The scary thing about hard disks is that failure can be silent. The whole device doesn't have to go bad for 10 or 50 or 1000 sectors to suddenly become unreadable. And unless you are actively checking the drive periodically with a SMART surface scan or a zfs scrub, there could bit-rot you don't know about.
Here is an example of what bit rot looks like, from my home storage NAS:
[root@bsdnas /home/bthomson]# smartctl -l selftest /dev/ada0 Num Test_Description Status Remaining LifeTime(hours) LBA_of_first_error # 1 Short offline Completed: read failure 90% 22587 624048385
"Sorry, sir, I'd like to read your data at 624048385 but I just can't!"
Some further inspection reveals this disk has 26 sectors it is concerned about and 17 which are fully hosed and cannot be read:
5 Reallocated_Sector_Ct 0x0033 200 200 140 Pre-fail Always - 0 196 Reallocated_Event_Count 0x0032 200 200 000 Old_age Always - 0 197 Current_Pending_Sector 0x0012 200 200 000 Old_age Always - 26 198 Offline_Uncorrectable 0x0010 200 200 000 Old_age Offline - 17
This drive is only 2 years old.
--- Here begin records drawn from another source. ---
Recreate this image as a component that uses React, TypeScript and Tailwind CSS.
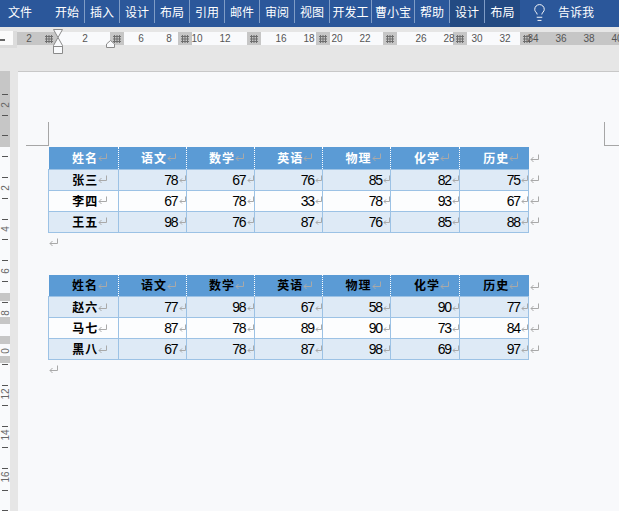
import { Lightbulb } from 'lucide-react'

const tabs = [
  ['开始', 'w-[35px]'],
  ['插入', 'w-[35px]'],
  ['设计', 'w-[35px]'],
  ['布局', 'w-[35px]'],
  ['引用', 'w-[35px]'],
  ['邮件', 'w-[35px]'],
  ['审阅', 'w-[35px]'],
  ['视图', 'w-[35px]'],
  ['开发工', 'w-[42px]'],
  ['曹小宝', 'w-[43px]'],
  ['帮助', 'w-[35px]'],
]

const whiteSeg = 'bg-[#f9fafc]'
const graySeg = 'bg-[#c6c6c6] flex items-center justify-center'

const rulerSegments = [
  ['w-[40px]', 'bg-[#c6c6c6] flex items-center justify-end pr-[4px]', true],
  ['w-[53px]', whiteSeg, false],
  ['w-[14px]', graySeg, true],
  ['w-[54px]', whiteSeg, false],
  ['w-[14px]', graySeg, true],
  ['w-[55px]', whiteSeg, false],
  ['w-[14px]', graySeg, true],
  ['w-[55px]', whiteSeg, false],
  ['w-[14px]', graySeg, true],
  ['w-[53px]', whiteSeg, false],
  ['w-[14px]', graySeg, true],
  ['w-[56px]', whiteSeg, false],
  ['w-[14px]', graySeg, true],
  ['w-[53px]', whiteSeg, false],
  ['flex-1', 'bg-[#c6c6c6] flex items-center justify-start pl-[3px]', true],
] as const

// 每 28px 一个刻度,空字符串是被分栏块盖住的位置
const rulerCells = ['2', '', '2', '', '6', '8', '10', '12', '', '16', '18', '20', '22', '', '26', '28', '30', '32', '34', '36', '38', '40']

const colWidths = ['w-[69.5px]', 'w-[68px]', 'w-[68px]', 'w-[68.5px]', 'w-[68px]', 'w-[69px]', 'w-[69px]']
const subjects = ['语文', '数学', '英语', '物理', '化学', '历史']

const table1 = [
  ['张三', 78, 67, 76, 85, 82, 75],
  ['李四', 67, 78, 33, 78, 93, 67],
  ['王五', 98, 76, 87, 76, 85, 88],
]
const table2 = [
  ['赵六', 77, 98, 67, 58, 90, 77],
  ['马七', 87, 78, 89, 90, 73, 84],
  ['黑八', 67, 78, 87, 98, 69, 97],
]

const ticks = [94, 115, 135, 156, 177, 198, 219, 239, 260, 281, 302, 364, 385, 405, 426, 447, 468, 490, 510]
const sideLabels = [
  ['2', 105], ['2', 188], ['4', 229], ['6', 271], ['8', 313], ['0', 351], ['12', 394], ['14', 435], ['16', 477],
] as const
const sideBands = [[293, 8], [317, 7], [336, 8], [356, 7]]

function ReturnMark() {
  return (
    <svg width="9" height="9" viewBox="0 0 9 9" fill="none" stroke="#a9a9a9" strokeWidth="1" className="shrink-0">
      <path d="M8.5 0.5V5.5H1M3.5 3L1 5.5L3.5 8" />
    </svg>
  )
}

// 数字单元格里的回车符更窄
function SmallMark() {
  return (
    <svg width="7" height="9" viewBox="0 0 7 9" fill="none" stroke="#a9a9a9" strokeWidth="1" className="shrink-0">
      <path d="M6.5 0.5V5.5H1M3 3.5L1 5.5L3 7.5" />
    </svg>
  )
}

function GridGlyph() {
  return (
    <svg width="8" height="8" viewBox="0 0 8 8" stroke="#6f6f6f" strokeWidth="1" className="shrink-0">
      <path d="M0 1.5H8M0 4H8M0 6.5H8M1.5 0V8M4 0V8M6.5 0V8" />
    </svg>
  )
}

function WordTable({ rows, headText }: { rows: (string | number)[][]; headText: string }) {
  return (
    <div className="flex items-start">
      <table className="table-fixed border-collapse w-[480px] text-black">
        <thead>
          <tr className="h-[22px] bg-[#5b9bd5]">
            {['姓名', ...subjects].map((s, i) => (
              <th key={s} className={`${colWidths[i]} p-0 ${i < 6 ? 'border-r border-dotted border-r-white' : ''}`}>
                <div className={`flex items-center justify-center font-bold text-[12px] leading-[16px] tracking-[1px] ${headText} [font-family:'Noto_Sans_CJK_SC',sans-serif]`}>
                  <span>{s}</span>
                  <span className="mr-[-13px]"><ReturnMark /></span>
                </div>
              </th>
            ))}
          </tr>
        </thead>
        <tbody>
          {rows.map((row, r) => (
            <tr key={r} className={`h-[21px] ${r % 2 === 0 ? 'bg-[#deeaf6]' : 'bg-[#fcfdfe]'}`}>
              {row.map((v, i) =>
                i === 0 ? (
                  <td key={i} className="p-0 border border-[#9cc2e5]">
                    <div className="flex items-center justify-center font-bold text-[12px] leading-[16px] tracking-[1px] [font-family:'Noto_Sans_CJK_SC',sans-serif]">
                      <span>{v}</span>
                      <span className="mr-[-13px]"><ReturnMark /></span>
                    </div>
                  </td>
                ) : (
                  <td key={i} className="p-0 border border-[#9cc2e5]">
                    <div className="flex items-center justify-end text-[14px] leading-[16px] tracking-[-1.1px] [font-family:'Liberation_Sans',sans-serif]">
                      <span className="pr-[1px]">{v}</span>
                      <SmallMark />
                    </div>
                  </td>
                ),
              )}
            </tr>
          ))}
        </tbody>
      </table>
      <div className="flex flex-col ml-[1px] pt-[7px] gap-[12px]">
        {[0, 1, 2, 3].map((i) => (
          <ReturnMark key={i} />
        ))}
      </div>
    </div>
  )
}

export default function App() {
  return (
    <div className="w-[619px] h-[511px] overflow-hidden flex flex-col bg-[#e6e6e6] text-[#333] [font-family:'Noto_Sans_CJK_SC',sans-serif]">
      {/* 标题栏 */}
      <div className="h-[27px] shrink-0 flex items-start bg-[#2b579a] text-white text-[12px]">
        <div className="w-[50px] h-[23px] pl-[8px] flex items-center">文件</div>
        {tabs.map(([label, w]) => (
          <div key={label} className={`${w} h-[23px] shrink-0 flex items-center justify-center border-r border-[#7f9cc6]`}>
            {label}
          </div>
        ))}
        <div className="w-[70px] h-full flex items-start bg-[#234a82]">
          <div className="w-[35px] h-[23px] flex items-center justify-center border-r border-[#7f9cc6]">设计</div>
          <div className="w-[35px] h-[23px] flex items-center justify-center">布局</div>
        </div>
        <div className="w-[38px] h-full flex items-center justify-center pb-[3px]">
          <Lightbulb size={19} strokeWidth={1.2} color="#ffffff" />
        </div>
        <div className="h-full flex items-center pb-[3px] whitespace-nowrap">告诉我</div>
      </div>

      {/* 水平标尺 */}
      <div className="h-[44px] shrink-0 pt-[5px] flex items-start">
        <div className="w-[17px] h-[17px] shrink-0 -mt-[1px] bg-[#dcdcdc] pr-[4px] pb-[3px]">
          <div className="relative w-[13px] h-[14px] bg-[#fbfbfb]">
            <div className="absolute left-0 bottom-[4px] w-[5px] h-[2px] bg-[#666]" />
          </div>
        </div>
        <div className="relative flex-1 h-[13px] flex">
          {rulerSegments.map(([w, bg, grid], i) => (
            <div key={i} className={`${w} h-full ${bg}`}>
              {grid && <GridGlyph />}
            </div>
          ))}
          <div className="absolute inset-0 -left-[2px] flex text-[10px] leading-[13px] text-[#555] [font-family:'Liberation_Sans',sans-serif]">
            {rulerCells.map((c, i) => (
              <div key={i} className="w-[28px] shrink-0 text-center">
                {c}
              </div>
            ))}
          </div>
          {/* 缩进滑块 */}
          <svg width="10" height="25" viewBox="0 0 10 25" fill="#f9fafc" stroke="#8a8a8a" className="absolute left-[36px] -top-[3px]">
            <path d="M0.5 0.5H9.5L5 8.5L9.5 16.5V24.5H0.5V16.5L5 8.5Z" />
            <path d="M0.5 17.5H9.5" />
          </svg>
          <svg width="9" height="8" viewBox="0 0 9 8" fill="#f9fafc" stroke="#8a8a8a" className="absolute left-[89px] top-[8px]">
            <path d="M0.5 4L4.5 0.5L8.5 4V7.5H0.5Z" />
          </svg>
        </div>
      </div>

      <div className="flex-1 flex min-h-0">
        {/* 垂直标尺 */}
        <div className="relative w-[18px] shrink-0 flex">
          <div className="w-[10px] bg-[#f9fafc]">
            <div className="h-[76px] bg-[#c6c6c6]" />
          </div>
          {sideBands.map(([y, h]) => (
            <div key={y} className="absolute left-0 w-[10px] bg-[#c6c6c6]" style={{ top: y - 71, height: h }} />
          ))}
          {ticks.map((y) => (
            <div key={y} className="absolute left-[2px] w-[6px] h-[1px] bg-[#555]" style={{ top: y - 71 }} />
          ))}
          {sideLabels.map(([t, y], i) => (
            <div
              key={i}
              className="absolute left-0 w-[10px] h-[10px] flex items-center justify-center -rotate-90 text-[10px] text-[#666] [font-family:'Liberation_Sans',sans-serif]"
              style={{ top: y - 76 }}
            >
              {t}
            </div>
          ))}
        </div>

        {/* 页面 */}
        <div className="relative flex-1 bg-[#f8f9fb] border-t border-[#c8c8c8] pl-[30px] pt-[75px]">
          <div className="absolute left-[8px] top-[50px] w-[23px] h-[24px] border-r border-b border-[#a6a6a6]" />
          <div className="absolute left-[586px] right-0 top-[50px] h-[24px] border-l border-b border-[#a6a6a6]" />
          <WordTable rows={table1} headText="text-white" />
          <div className="h-[42px] pt-[5px] pl-[1px]">
            <ReturnMark />
          </div>
          <WordTable rows={table2} headText="text-black" />
          <div className="pt-[5px] pl-[1px]">
            <ReturnMark />
          </div>
        </div>
      </div>
    </div>
  )
}
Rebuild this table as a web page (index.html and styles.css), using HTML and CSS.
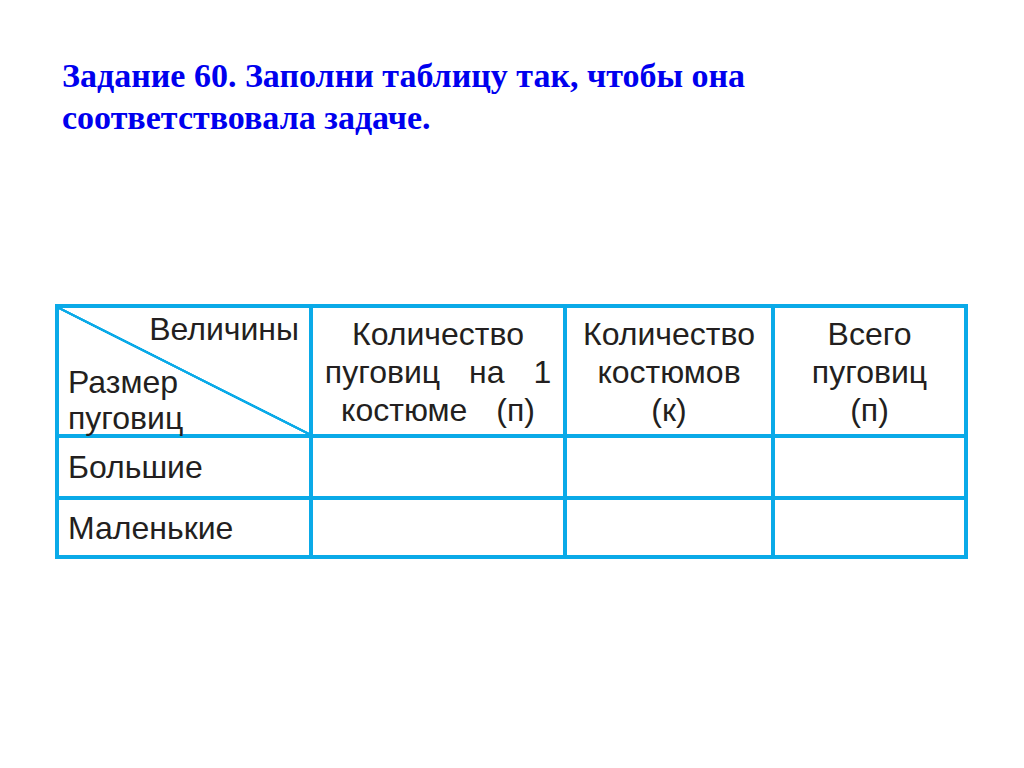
FILE: index.html
```html
<!DOCTYPE html>
<html lang="ru">
<head>
<meta charset="utf-8">
<title>Задание 60</title>
<link rel="stylesheet" href="styles.css">
</head>
<body>
<div class="slide">
  <h1 class="title">Задание 60. Заполни таблицу так, чтобы она соответствовала задаче.</h1>
  <table class="grid">
    <colgroup>
      <col class="c1"><col class="c2"><col class="c3"><col class="c4">
    </colgroup>
    <tr class="head">
      <th class="corner">
        <span class="corner-top">Величины</span>
        <span class="corner-bottom">Размер<br>пуговиц</span>
      </th>
      <th class="hcell wide"><span class="ln">Количество</span><span class="ln">пуговиц на 1</span><span class="ln">костюме (п)</span></th>
      <th class="hcell"><span class="ln">Количество</span><span class="ln">костюмов</span><span class="ln">(к)</span></th>
      <th class="hcell"><span class="ln">Всего</span><span class="ln">пуговиц</span><span class="ln">(п)</span></th>
    </tr>
    <tr class="row1">
      <th class="rowhead">Большие</th><td></td><td></td><td></td>
    </tr>
    <tr class="row2">
      <th class="rowhead">Маленькие</th><td></td><td></td><td></td>
    </tr>
  </table>
</div>
</body>
</html>
```
FILE: styles.css
```css
html, body {
  margin: 0;
  padding: 0;
  background: #ffffff;
}

.slide {
  width: 1024px;
  height: 768px;
  padding-top: 55px;
  box-sizing: border-box;
}

.title {
  margin: 0 0 0 62px;
  width: 760px;
  font-family: "Liberation Serif", "Times New Roman", serif;
  font-weight: bold;
  font-size: 34px;
  line-height: 42px;
  color: #0000ee;
}

.grid {
  margin: 165px 0 0 55px;
  border-collapse: collapse;
  table-layout: fixed;
  width: 913px;
  font-family: "Liberation Sans", Arial, sans-serif;
  font-size: 32px;
  color: #231f20;
}

.c1 { width: 254px; }
.c2 { width: 254px; }
.c3 { width: 208px; }
.c4 { width: 193px; }

.grid th,
.grid td {
  border: 4px solid #0aaae8;
  padding: 0;
  font-weight: normal;
}

.head { height: 130px; }
.row1 { height: 62px; }
.row2 { height: 59px; }

.grid .corner {
  vertical-align: top;
  text-align: left;
  line-height: 36px;
  background: linear-gradient(to top right,
    transparent calc(50% - 1.6px),
    #0aaae8 calc(50% - 1px),
    #0aaae8 calc(50% + 1px),
    transparent calc(50% + 1.6px));
}

.corner-top {
  display: block;
  text-align: right;
  padding: 3px 10px 0 0;
}

.corner-bottom {
  display: block;
  padding-left: 9px;
  margin-top: 17px;
  margin-bottom: -3px;
}

.grid .hcell {
  vertical-align: top;
  text-align: center;
  line-height: 38px;
  padding-top: 7px;
}

.ln { display: block; }

.wide .ln { word-spacing: 20px; }

.grid .rowhead {
  text-align: left;
  vertical-align: middle;
  padding-left: 9px;
  line-height: 36px;
}
```
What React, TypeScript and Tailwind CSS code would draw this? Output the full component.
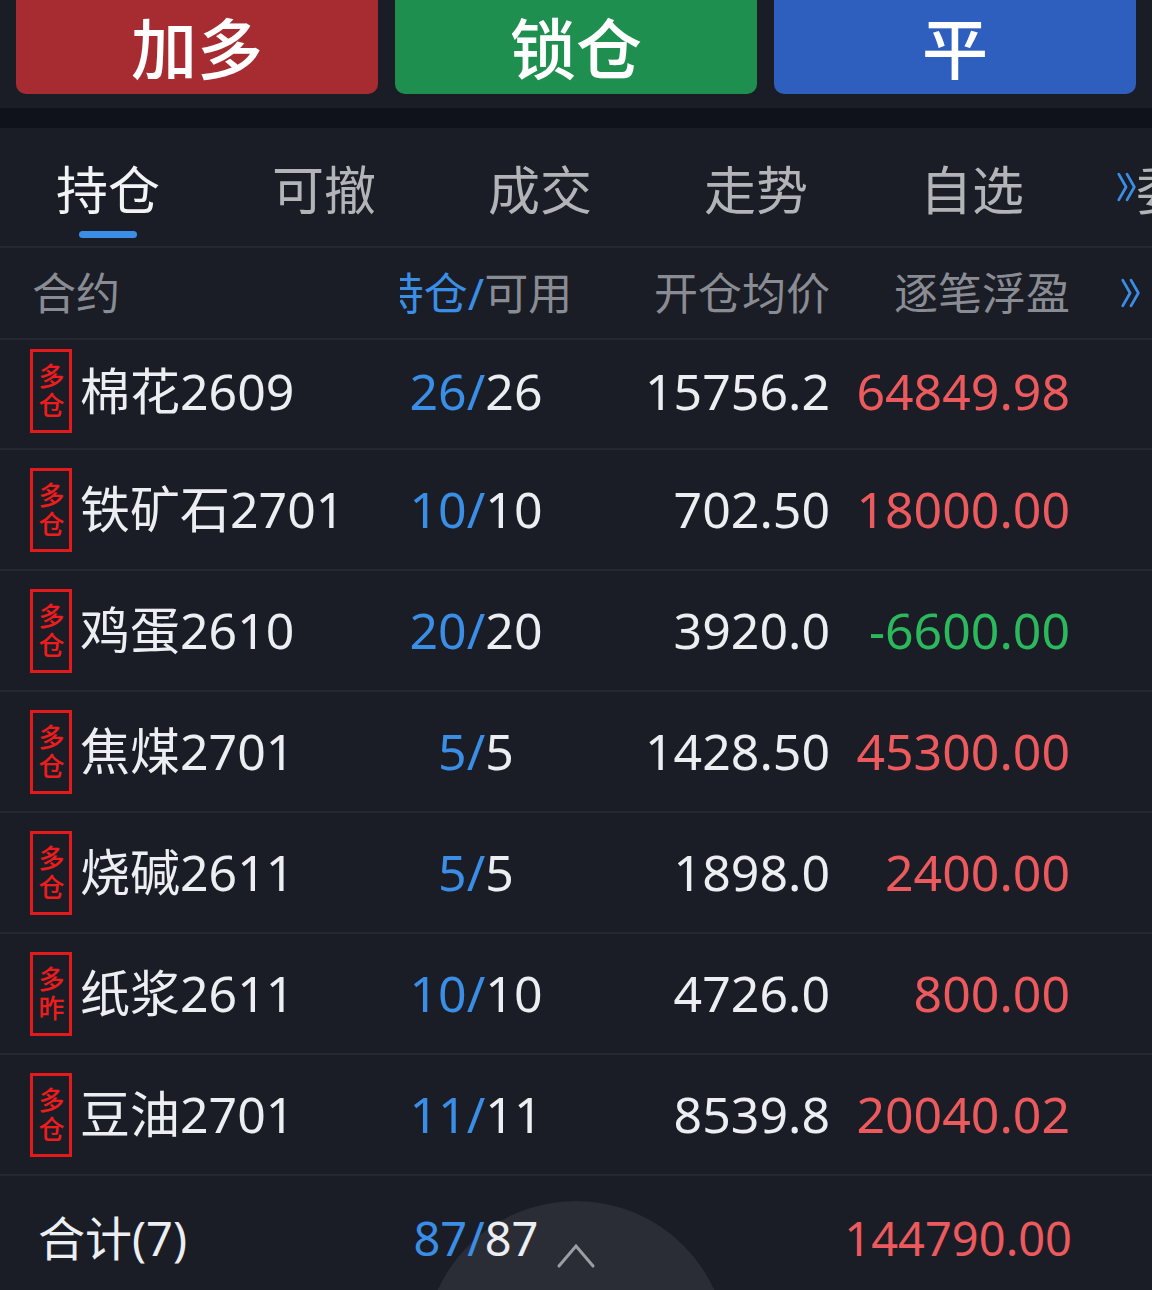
import React from 'react';

type Row = {
  tag: string;
  name: string;
  pos: string;
  avail: string;
  price: string;
  pnl: string;
  loss?: boolean;
};

const rows: Row[] = [
  { tag: '多仓', name: '棉花2609', pos: '26', avail: '26', price: '15756.2', pnl: '64849.98' },
  { tag: '多仓', name: '铁矿石2701', pos: '10', avail: '10', price: '702.50', pnl: '18000.00' },
  { tag: '多仓', name: '鸡蛋2610', pos: '20', avail: '20', price: '3920.0', pnl: '-6600.00', loss: true },
  { tag: '多仓', name: '焦煤2701', pos: '5', avail: '5', price: '1428.50', pnl: '45300.00' },
  { tag: '多仓', name: '烧碱2611', pos: '5', avail: '5', price: '1898.0', pnl: '2400.00' },
  { tag: '多昨', name: '纸浆2611', pos: '10', avail: '10', price: '4726.0', pnl: '800.00' },
  { tag: '多仓', name: '豆油2701', pos: '11', avail: '11', price: '8539.8', pnl: '20040.02' },
];

const tabs = ['持仓', '可撤', '成交', '走势', '自选', '委托'];

const font = { fontFamily: '"Noto Sans", "Noto Sans CJK SC", sans-serif' };

function DoubleChevron({ className }: { className?: string }) {
  return (
    <svg viewBox="0 0 24 34" className={className} fill="none" stroke="#3a8ee6" strokeWidth="3" strokeLinecap="round" strokeLinejoin="round">
      <path d="M3 3 L11 17 L3 31" />
      <path d="M12 3 L20 17 L12 31" />
    </svg>
  );
}

// vertical 多/仓 tag box
function Badge({ tag }: { tag: string }) {
  return (
    <div
      className="w-[42px] h-[84px] shrink-0 border-[3px] border-[#e3191c] flex items-center justify-center pt-[2px] text-[#ee1c1c]"
      style={{ fontFamily: '"Noto Sans CJK SC", sans-serif' }}
    >
      <span className="[writing-mode:vertical-rl] text-[26px] leading-none tracking-[3px] font-medium">{tag}</span>
    </div>
  );
}

function PositionRow({ row, first }: { row: Row; first?: boolean }) {
  return (
    <div className={`flex items-center border-b-2 border-[#252831] ${first ? 'h-[110px] pb-[6px]' : 'h-[121px]'}`}>
      <div className="w-[400px] shrink-0 flex items-center pl-[30px] gap-[8px]">
        <Badge tag={row.tag} />
        <span className="text-[50px] text-[#eceef2] whitespace-nowrap">{row.name}</span>
      </div>
      <div className="flex-1 flex items-center overflow-hidden text-[50px]">
        <div className="w-[152px] shrink-0 flex justify-center whitespace-nowrap">
          <span className="text-[#3a8ee6]">{row.pos}/</span>
          <span className="text-[#eceef2]">{row.avail}</span>
        </div>
        <div className="w-[278px] shrink-0 text-right text-[#eceef2]">{row.price}</div>
        <div className={`w-[240px] shrink-0 text-right ${row.loss ? 'text-[#2cb85c]' : 'text-[#ec5a5d]'}`}>
          {row.pnl}
        </div>
      </div>
    </div>
  );
}

export default function App() {
  return (
    <div className="w-[1152px] h-[1290px] overflow-hidden bg-[#1a1d26] relative" style={font}>
      {/* action buttons */}
      <div className="flex gap-[17px] px-[16px]">
        <button className="flex-1 h-[94px] rounded-b-[10px] bg-[#a72c31] text-white text-[66px] font-medium leading-none pt-[2px]">加多</button>
        <button className="flex-1 h-[94px] rounded-b-[10px] bg-[#1f8f4f] text-white text-[66px] font-medium leading-none pt-[2px]">锁仓</button>
        <button className="flex-1 h-[94px] rounded-b-[10px] bg-[#2f5fbe] text-white text-[66px] font-medium leading-none pt-[2px]">平</button>
      </div>
      <div className="h-[14px]" />
      <div className="h-[20px] bg-[#0f121a]" />

      {/* tabs */}
      <div className="relative h-[120px] flex overflow-hidden border-b-2 border-[#252831]">
        {tabs.map((t, i) => (
          <div key={t} className="w-[216px] shrink-0 flex flex-col items-center pt-[36px]">
            <span className={`text-[52px] leading-[52px] whitespace-nowrap ${i === 0 ? 'text-[#f2f3f5]' : 'text-[#b3b4b8]'}`}>{t}</span>
            {i === 0 && <div className="mt-[15px] w-[58px] h-[7px] rounded-full bg-[#3a8ee6]" />}
          </div>
        ))}
        <DoubleChevron className="absolute left-[1116px] top-[42px] w-[22px] h-[34px]" />
      </div>

      {/* header */}
      <div className="h-[92px] flex items-center border-b-2 border-[#252831] text-[44px] text-[#8a8c93]">
        <div className="w-[400px] shrink-0 pl-[32px]">合约</div>
        <div className="flex-1 flex items-center overflow-hidden">
          <div className="w-[152px] shrink-0 flex justify-center whitespace-nowrap">
            <span className="text-[#3a8ee6]">持仓/</span>
            <span>可用</span>
          </div>
          <div className="w-[278px] shrink-0 text-right whitespace-nowrap">开仓均价</div>
          <div className="w-[240px] shrink-0 text-right whitespace-nowrap">逐笔浮盈</div>
          <DoubleChevron className="ml-[50px] w-[22px] h-[32px] shrink-0" />
        </div>
      </div>

      {/* rows */}
      {rows.map((r, i) => (
        <PositionRow key={r.name} row={r} first={i === 0} />
      ))}

      {/* total */}
      <div className="relative h-[124px]">
        <div className="absolute left-[424px] top-[25px] w-[304px] h-[304px] rounded-full bg-[#2a2d36]" />
        <svg className="absolute left-[556px] top-[65px] w-[40px] h-[28px]" viewBox="0 0 40 28" fill="none" stroke="#9c9ea4" strokeWidth="3" strokeLinecap="round">
          <path d="M3 25 L20 5 L37 25" />
        </svg>
        <div className="relative flex items-center h-full text-[47px]">
          <div className="w-[400px] shrink-0 pl-[38px] text-[#eceef2]">合计(7)</div>
          <div className="w-[152px] shrink-0 flex justify-center whitespace-nowrap">
            <span className="text-[#3a8ee6]">87/</span>
            <span className="text-[#eceef2]">87</span>
          </div>
          <div className="w-[278px] shrink-0" />
          <div className="w-[242px] shrink-0 text-right text-[#ec5a5d]">144790.00</div>
        </div>
      </div>
    </div>
  );
}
If it was out of warranty I would replace it or rewrite it with zeros so it would reallocate the Pending_Sectors and hope for the best, but since a warranty exchange is only $6 and these sectors have gone bad recently it's probably not a bad idea to exchange it.
Of course the drive you get on exchange is refurbished and could be in even worse shape than the one you exchanged, so it's somewhat of a crapshoot.